WHAT IS NEEDED
Pull every "this" line out of the data below.

INFORMATION PROVIDED
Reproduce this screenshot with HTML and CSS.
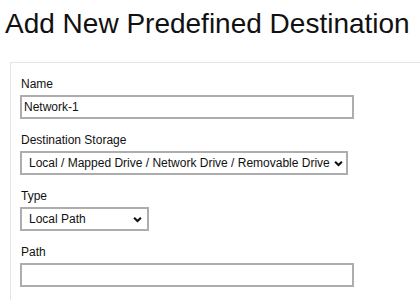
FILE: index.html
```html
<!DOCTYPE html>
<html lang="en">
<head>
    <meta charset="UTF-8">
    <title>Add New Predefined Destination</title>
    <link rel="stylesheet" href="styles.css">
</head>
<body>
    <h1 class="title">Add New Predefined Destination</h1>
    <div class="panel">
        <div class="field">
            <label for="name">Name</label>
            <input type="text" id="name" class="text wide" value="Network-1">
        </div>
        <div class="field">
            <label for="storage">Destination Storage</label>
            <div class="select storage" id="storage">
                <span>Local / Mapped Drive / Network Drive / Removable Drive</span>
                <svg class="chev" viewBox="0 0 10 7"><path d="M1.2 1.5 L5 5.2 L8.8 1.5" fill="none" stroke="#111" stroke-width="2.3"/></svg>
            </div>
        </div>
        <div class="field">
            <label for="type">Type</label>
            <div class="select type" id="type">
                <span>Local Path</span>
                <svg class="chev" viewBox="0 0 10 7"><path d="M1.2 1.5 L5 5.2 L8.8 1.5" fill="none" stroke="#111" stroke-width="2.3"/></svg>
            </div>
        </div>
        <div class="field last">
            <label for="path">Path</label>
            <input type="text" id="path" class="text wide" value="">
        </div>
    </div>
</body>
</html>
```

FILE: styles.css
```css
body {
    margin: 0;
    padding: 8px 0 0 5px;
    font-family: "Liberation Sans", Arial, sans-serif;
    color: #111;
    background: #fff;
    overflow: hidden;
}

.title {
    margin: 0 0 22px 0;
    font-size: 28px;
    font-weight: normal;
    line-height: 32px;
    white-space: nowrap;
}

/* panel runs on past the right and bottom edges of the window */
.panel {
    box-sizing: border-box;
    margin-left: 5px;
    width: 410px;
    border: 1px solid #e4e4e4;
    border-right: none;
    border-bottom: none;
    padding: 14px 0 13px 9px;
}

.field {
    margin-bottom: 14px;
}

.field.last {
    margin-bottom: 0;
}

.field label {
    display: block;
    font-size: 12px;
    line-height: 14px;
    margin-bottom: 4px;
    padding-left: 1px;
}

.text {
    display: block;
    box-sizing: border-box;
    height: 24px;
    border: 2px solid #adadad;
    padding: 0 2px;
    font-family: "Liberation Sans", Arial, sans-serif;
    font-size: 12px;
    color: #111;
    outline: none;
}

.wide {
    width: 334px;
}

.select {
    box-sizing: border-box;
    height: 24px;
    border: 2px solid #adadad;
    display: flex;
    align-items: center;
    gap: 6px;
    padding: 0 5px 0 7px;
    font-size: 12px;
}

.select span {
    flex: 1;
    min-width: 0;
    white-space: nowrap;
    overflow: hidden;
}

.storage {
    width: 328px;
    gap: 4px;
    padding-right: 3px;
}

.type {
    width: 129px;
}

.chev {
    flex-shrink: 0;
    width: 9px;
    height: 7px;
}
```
--
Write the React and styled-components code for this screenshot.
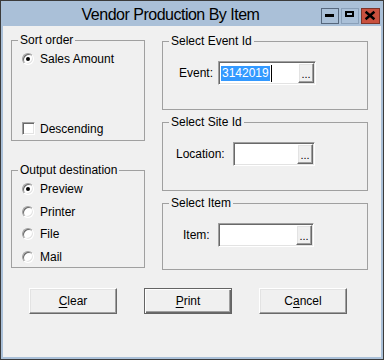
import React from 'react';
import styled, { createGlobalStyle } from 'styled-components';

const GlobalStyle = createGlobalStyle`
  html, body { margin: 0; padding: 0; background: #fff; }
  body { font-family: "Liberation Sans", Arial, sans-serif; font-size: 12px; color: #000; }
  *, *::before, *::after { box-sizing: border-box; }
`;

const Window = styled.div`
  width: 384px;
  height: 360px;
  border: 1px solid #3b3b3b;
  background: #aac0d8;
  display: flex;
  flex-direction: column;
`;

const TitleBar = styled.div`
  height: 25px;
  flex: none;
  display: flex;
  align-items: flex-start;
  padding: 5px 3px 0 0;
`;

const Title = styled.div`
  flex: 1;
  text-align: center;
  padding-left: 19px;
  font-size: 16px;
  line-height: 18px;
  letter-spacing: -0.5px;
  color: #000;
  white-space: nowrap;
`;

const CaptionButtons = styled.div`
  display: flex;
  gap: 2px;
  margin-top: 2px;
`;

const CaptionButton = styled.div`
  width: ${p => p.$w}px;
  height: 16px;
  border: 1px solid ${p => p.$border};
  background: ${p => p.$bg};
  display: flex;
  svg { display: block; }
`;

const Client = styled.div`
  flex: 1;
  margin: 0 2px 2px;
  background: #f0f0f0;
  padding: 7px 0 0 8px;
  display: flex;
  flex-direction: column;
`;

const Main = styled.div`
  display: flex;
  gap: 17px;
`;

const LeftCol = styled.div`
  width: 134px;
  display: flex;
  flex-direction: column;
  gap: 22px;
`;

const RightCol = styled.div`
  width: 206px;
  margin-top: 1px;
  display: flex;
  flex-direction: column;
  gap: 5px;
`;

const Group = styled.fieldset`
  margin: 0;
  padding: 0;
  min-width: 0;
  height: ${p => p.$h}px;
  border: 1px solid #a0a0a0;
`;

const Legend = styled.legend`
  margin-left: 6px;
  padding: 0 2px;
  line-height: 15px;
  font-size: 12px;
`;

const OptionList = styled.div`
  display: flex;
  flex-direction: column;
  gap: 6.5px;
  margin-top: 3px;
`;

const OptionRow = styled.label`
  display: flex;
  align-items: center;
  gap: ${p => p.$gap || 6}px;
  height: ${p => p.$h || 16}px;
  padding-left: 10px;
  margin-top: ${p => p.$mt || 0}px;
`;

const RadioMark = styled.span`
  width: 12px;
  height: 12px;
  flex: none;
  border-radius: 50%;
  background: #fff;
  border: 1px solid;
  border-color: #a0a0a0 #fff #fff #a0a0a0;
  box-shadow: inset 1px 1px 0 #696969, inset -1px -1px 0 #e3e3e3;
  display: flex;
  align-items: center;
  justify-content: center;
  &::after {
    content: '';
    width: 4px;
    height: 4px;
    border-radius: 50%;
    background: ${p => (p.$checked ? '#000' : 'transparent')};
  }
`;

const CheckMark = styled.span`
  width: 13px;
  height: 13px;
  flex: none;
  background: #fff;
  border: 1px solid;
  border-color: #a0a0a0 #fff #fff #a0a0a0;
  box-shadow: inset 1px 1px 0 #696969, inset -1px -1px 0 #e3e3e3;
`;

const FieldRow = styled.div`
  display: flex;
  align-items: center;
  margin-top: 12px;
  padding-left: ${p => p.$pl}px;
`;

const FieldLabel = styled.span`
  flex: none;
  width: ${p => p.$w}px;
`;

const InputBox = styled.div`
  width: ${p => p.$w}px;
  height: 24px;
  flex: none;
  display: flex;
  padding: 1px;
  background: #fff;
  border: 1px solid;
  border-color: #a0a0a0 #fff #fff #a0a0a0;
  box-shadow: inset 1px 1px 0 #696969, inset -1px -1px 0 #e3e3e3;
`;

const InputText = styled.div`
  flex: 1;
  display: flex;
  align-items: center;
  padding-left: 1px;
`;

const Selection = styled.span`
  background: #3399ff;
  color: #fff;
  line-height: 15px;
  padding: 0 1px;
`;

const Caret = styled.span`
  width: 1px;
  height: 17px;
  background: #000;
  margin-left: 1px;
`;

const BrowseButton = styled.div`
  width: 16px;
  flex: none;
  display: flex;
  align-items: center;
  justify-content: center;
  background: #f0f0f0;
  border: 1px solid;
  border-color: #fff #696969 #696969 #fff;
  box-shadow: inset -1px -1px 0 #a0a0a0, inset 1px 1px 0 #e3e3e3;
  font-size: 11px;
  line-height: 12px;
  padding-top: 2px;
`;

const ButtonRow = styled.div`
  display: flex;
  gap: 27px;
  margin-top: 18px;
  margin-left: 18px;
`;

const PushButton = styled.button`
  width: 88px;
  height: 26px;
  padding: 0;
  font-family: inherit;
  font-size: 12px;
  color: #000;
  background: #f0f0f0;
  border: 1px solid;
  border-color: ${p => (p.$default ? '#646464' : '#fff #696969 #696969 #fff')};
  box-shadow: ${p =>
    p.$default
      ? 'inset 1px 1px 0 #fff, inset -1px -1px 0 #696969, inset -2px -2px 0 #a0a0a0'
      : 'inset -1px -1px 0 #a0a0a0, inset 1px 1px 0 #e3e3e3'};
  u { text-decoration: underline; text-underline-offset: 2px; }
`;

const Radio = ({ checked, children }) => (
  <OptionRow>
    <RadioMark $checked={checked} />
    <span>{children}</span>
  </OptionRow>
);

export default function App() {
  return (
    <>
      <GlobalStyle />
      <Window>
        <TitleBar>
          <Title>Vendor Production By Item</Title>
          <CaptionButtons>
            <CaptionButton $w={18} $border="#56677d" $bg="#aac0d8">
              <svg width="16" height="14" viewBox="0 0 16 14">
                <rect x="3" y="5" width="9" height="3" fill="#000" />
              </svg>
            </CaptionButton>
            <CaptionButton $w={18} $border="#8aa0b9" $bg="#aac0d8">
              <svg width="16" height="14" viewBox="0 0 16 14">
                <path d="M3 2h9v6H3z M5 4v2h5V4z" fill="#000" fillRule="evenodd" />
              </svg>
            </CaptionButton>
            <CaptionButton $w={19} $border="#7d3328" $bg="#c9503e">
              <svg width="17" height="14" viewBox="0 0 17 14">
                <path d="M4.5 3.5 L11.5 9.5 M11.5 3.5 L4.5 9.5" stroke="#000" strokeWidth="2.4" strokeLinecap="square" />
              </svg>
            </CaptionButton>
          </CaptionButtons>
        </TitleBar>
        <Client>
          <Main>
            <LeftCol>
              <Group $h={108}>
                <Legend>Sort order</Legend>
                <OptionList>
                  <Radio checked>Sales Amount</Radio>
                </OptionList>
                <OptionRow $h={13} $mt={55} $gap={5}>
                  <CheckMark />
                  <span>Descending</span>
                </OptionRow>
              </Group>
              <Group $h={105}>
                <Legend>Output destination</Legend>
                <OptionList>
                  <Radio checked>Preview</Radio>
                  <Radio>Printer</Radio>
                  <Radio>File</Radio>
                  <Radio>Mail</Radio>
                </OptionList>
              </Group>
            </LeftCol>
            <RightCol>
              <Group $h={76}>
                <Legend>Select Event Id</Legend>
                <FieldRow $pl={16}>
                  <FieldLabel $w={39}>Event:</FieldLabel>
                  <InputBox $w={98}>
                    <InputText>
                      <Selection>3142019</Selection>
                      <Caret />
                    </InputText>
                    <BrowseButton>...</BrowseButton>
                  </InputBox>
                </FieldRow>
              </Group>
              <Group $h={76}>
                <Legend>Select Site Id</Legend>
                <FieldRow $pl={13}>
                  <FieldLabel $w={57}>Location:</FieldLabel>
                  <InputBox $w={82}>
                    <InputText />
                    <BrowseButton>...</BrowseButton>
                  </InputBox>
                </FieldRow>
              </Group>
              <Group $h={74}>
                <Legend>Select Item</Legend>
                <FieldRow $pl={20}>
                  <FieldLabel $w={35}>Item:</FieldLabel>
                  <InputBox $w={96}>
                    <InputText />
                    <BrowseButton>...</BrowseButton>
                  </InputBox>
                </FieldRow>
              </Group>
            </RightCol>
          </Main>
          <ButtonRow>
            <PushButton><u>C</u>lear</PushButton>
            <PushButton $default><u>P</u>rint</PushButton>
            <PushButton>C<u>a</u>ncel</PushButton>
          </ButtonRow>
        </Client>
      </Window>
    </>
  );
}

RESULT OF THE EXERCISE
Reproduce this screenshot with HTML and CSS.
Write the React and styled-components code for this screenshot.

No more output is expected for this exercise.